Disinterested speculators who don’t otherwise have skin in the game will also be able to bet on those markets when they think they can turn a profit.
“That’s a very big category of financial risk that impacts many different sectors,” Pidot said, “but there’s no effective risk market now the way there is for everything from agricultural prices to weather fluctuations.”
While the shutdown market is operating with play money, American Civics Exchange is offering a $100 prize to the trader who most closely guesses when Congress and the White House will reach a deal to end the budget impasse. This is the first time the group has offered a cash prize.

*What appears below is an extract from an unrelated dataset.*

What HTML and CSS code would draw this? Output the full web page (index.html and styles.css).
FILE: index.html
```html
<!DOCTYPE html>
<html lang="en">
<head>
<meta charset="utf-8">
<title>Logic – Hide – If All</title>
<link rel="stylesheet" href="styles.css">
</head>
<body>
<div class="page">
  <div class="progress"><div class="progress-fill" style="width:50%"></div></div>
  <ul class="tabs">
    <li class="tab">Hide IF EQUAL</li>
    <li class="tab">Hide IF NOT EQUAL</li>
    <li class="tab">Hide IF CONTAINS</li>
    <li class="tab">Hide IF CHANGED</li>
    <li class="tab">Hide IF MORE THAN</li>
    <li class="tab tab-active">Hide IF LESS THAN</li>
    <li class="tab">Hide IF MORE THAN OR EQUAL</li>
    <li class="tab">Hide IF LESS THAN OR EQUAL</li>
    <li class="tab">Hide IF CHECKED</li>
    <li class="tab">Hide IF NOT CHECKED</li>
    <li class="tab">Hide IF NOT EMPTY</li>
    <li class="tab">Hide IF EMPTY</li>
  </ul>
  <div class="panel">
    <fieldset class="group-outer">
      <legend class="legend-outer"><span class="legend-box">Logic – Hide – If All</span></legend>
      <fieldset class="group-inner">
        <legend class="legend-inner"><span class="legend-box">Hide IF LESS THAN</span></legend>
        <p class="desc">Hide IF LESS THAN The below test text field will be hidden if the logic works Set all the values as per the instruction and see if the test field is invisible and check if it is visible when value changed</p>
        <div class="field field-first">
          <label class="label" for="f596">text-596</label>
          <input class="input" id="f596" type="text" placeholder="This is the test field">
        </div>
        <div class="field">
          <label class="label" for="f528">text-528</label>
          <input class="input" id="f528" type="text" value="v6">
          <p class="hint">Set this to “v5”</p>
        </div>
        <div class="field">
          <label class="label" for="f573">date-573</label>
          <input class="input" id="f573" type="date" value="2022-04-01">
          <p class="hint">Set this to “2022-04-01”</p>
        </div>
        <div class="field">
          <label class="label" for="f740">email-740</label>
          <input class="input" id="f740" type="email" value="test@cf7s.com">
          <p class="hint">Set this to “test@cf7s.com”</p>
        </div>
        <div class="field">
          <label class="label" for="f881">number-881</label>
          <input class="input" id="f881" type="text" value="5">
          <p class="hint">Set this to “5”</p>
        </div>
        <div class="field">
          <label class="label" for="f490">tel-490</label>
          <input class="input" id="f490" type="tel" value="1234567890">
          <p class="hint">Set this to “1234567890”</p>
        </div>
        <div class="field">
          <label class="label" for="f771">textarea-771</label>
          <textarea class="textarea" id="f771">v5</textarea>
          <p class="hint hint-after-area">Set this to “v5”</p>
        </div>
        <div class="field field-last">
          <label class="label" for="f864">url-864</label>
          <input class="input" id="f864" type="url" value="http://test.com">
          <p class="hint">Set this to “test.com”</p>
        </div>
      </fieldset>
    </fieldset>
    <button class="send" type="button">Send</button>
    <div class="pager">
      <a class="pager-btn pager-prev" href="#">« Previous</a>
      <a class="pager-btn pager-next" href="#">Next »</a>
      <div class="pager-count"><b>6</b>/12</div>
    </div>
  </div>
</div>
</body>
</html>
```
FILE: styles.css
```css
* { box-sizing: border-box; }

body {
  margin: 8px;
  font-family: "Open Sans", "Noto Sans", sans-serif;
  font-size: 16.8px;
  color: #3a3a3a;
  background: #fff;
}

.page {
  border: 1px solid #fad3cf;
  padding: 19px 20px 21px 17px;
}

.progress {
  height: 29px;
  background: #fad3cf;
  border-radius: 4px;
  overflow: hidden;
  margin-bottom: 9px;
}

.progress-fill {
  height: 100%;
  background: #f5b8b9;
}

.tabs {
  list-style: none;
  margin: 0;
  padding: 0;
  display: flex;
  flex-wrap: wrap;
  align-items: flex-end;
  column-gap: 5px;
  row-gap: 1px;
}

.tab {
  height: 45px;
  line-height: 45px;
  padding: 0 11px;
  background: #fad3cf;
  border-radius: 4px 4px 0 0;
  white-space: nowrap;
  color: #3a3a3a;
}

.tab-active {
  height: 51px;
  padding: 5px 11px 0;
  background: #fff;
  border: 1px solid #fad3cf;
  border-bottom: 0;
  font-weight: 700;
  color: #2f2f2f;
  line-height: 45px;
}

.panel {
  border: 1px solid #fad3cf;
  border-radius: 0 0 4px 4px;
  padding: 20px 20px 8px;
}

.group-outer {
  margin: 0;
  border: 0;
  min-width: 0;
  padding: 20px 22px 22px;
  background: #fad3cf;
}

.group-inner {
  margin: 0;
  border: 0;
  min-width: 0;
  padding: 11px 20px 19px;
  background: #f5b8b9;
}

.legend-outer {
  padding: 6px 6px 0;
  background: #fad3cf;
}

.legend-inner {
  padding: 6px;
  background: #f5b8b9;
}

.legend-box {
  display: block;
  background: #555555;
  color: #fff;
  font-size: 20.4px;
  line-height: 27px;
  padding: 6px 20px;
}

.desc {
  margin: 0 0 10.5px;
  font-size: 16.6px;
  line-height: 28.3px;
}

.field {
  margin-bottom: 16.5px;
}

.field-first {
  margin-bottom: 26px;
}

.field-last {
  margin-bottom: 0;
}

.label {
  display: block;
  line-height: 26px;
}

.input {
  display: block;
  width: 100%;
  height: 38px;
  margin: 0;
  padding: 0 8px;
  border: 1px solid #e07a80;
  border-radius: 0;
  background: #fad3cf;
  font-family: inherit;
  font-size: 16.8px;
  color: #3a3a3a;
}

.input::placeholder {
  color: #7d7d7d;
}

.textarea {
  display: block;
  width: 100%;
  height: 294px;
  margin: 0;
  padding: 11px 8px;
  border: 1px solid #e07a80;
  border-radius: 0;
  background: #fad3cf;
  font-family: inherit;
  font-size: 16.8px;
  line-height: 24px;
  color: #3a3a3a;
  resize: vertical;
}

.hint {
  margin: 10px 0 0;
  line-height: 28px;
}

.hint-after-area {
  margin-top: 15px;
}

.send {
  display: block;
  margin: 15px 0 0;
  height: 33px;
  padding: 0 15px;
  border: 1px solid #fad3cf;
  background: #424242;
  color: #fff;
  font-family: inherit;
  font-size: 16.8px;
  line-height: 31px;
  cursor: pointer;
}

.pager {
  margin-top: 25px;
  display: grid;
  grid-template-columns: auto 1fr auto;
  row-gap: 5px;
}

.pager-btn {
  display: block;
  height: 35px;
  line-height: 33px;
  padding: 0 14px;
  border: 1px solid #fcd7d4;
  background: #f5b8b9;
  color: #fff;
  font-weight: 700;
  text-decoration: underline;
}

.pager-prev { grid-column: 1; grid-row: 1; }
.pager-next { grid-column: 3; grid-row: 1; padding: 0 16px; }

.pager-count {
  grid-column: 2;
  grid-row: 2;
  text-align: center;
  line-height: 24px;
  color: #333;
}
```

“Even though there’s no actual financial exposure for the traders, we’re hoping having some tangible, real money incentive will push them to play well and trade rationally,” Pidot said. “It’s our hope, and our thesis, that this will yield more accurate prices in terms of predictive capacity.”

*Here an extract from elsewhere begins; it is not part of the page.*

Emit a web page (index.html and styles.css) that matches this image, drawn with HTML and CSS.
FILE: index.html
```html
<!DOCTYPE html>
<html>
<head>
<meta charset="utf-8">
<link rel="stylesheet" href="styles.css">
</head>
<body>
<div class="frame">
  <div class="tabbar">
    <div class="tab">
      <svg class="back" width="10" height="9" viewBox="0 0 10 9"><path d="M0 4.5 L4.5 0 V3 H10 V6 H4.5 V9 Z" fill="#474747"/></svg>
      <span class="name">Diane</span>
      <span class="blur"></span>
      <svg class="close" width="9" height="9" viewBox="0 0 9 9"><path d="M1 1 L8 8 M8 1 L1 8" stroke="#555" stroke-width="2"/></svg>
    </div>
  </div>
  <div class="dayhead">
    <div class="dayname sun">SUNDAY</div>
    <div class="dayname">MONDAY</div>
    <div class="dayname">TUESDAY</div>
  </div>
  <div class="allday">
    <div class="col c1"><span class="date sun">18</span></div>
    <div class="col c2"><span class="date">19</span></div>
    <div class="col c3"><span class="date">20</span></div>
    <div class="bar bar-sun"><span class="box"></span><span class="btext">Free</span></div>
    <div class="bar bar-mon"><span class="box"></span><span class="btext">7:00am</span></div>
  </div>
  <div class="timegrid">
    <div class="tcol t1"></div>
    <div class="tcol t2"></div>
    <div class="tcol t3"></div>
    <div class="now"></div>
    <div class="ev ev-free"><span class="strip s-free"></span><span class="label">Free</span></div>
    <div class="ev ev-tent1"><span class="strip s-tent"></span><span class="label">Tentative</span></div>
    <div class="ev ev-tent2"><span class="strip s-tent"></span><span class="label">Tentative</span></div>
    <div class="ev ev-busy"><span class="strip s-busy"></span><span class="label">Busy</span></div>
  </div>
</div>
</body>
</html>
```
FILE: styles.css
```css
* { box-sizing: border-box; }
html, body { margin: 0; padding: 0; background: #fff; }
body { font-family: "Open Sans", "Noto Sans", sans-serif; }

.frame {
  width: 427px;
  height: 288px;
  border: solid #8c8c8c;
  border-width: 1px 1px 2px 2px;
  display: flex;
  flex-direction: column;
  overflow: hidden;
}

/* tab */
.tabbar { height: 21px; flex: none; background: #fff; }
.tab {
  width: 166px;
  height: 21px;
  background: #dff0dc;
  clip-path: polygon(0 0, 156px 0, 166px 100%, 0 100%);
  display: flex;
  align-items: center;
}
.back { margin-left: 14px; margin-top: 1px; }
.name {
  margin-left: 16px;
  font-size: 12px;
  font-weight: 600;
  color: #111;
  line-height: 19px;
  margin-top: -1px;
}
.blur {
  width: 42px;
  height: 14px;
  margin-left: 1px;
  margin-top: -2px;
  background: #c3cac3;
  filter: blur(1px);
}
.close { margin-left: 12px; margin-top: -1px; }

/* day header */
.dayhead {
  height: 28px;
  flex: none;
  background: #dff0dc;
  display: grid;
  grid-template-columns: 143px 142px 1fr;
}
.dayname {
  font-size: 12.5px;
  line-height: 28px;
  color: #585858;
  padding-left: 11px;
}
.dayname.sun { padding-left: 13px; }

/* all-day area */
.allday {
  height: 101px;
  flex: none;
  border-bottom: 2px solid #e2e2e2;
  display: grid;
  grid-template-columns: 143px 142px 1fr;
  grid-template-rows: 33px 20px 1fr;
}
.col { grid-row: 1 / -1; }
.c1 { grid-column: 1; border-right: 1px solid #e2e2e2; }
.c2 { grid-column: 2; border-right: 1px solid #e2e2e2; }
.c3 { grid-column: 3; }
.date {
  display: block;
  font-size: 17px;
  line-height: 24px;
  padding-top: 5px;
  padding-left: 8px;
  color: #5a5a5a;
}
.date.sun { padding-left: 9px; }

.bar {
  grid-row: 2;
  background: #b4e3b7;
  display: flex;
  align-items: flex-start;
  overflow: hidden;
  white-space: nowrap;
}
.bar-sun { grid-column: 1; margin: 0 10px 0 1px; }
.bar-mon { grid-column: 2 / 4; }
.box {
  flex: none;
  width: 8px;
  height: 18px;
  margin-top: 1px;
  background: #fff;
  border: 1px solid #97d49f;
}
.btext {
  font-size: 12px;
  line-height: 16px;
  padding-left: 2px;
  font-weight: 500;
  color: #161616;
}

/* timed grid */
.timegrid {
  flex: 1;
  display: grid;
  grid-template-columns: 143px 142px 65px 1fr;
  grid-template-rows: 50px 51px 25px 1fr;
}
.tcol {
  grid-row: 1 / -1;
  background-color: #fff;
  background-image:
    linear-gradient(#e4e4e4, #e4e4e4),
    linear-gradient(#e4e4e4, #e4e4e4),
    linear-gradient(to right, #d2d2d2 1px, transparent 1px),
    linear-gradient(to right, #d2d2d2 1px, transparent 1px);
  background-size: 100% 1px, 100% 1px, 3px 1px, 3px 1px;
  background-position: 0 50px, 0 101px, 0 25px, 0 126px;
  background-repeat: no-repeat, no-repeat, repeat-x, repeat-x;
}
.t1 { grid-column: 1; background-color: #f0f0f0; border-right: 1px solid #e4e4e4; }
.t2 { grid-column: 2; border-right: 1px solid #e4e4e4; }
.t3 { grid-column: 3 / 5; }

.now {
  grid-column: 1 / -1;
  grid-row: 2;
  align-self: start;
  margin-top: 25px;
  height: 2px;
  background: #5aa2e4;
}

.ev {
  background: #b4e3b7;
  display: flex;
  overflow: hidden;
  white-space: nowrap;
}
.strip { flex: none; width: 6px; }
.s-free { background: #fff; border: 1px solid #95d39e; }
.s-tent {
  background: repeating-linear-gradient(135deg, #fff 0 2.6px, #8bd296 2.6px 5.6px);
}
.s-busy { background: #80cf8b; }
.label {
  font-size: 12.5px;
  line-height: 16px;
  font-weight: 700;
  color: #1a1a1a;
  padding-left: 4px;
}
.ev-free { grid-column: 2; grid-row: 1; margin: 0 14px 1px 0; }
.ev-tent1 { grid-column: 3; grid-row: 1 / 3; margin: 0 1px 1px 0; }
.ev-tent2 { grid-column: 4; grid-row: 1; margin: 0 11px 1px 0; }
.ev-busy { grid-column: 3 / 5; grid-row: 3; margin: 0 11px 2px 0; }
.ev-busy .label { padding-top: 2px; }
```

The futures market may not offer better predictions than pundits or polling data, Pidot said, but that’s not its main goal.
“From our perspective, if the market is working well it’s not so much about accurately predicting whether something will or won’t take place,” he said. “It’s whether the market price represents the view of the market as a whole.”
Pidot and Lang ran an earlier market that took bets on whether the Supreme Court would strike down the individual mandate at the heart of President Obama’s health care reform law, for instance. That market showed high odds the mandate would be overturned. In that case, Pidot said, the market accurately reflected public perception even though that perception turned out to be wrong.
The team also ran a market on whether or not the government would shut down October 1 because Congress had failed to pass a budget or continuing resolution to pay the bills. About 80 percent of traders thought the government would shut down.
They have other markets going on whether Congress will vote to raise the debt ceiling to avoid a government default by October 17 and whether Greece will exit the European common currency.
American Civic Exchange typically launches markets on policy questions that have a binary, yes-or-no outcome and that are likely to have a broad economic impact, Pidot said. They made an exception in the case of the shutdown date because the issue isn’t easy to phrase in a yes or no way.
The play money site has only drawn a few hundred traders so far, Pidot said. Many of the site’s visitors were former traders on Intrade, the Irish betting market that gained fame for trading on the outcome of 2012’s U.S. presidential election, Pidot said.
Intrade went offline in March after citing “financial irregularities.” Academics have since found one supporter of Republican nominee Mitt Romney gambled $4 million on the contest in an apparent attempt to game public perception about the state of the race. Intrade was cited heavily by U.S. news outlets in the run-up to Election Day.
The U.S.-based American Civics Exchange is barred from offering betting markets on the outcome of political contests by reforms in the 2010 Dodd-Frank financial reform law, Pidot said. Dodd-Frank also bars U.S. markets from taking bets on anything related to terrorism, war, assassinations, and anything else that regulators conclude is “contrary to the public interest.”
The Defense Advanced Research Projects Agency proposed a futures market in 2003 to plumb the wisdom of the masses to predict the likelihood of terrorist attacks against certain targets or the assassination of foreign leaders. The project, called the Policy Analysis Market, was scrapped after Sens. Ron Wyden, D-Ore., and Byron Dorgan, D-N.D., slammed it publicly.
The senators argued the market could allow terrorists to anonymously profit from their own attacks. They also said the idea of the U.S. government taking bets on foreign leaders being murdered was morally repugnant and grotesque.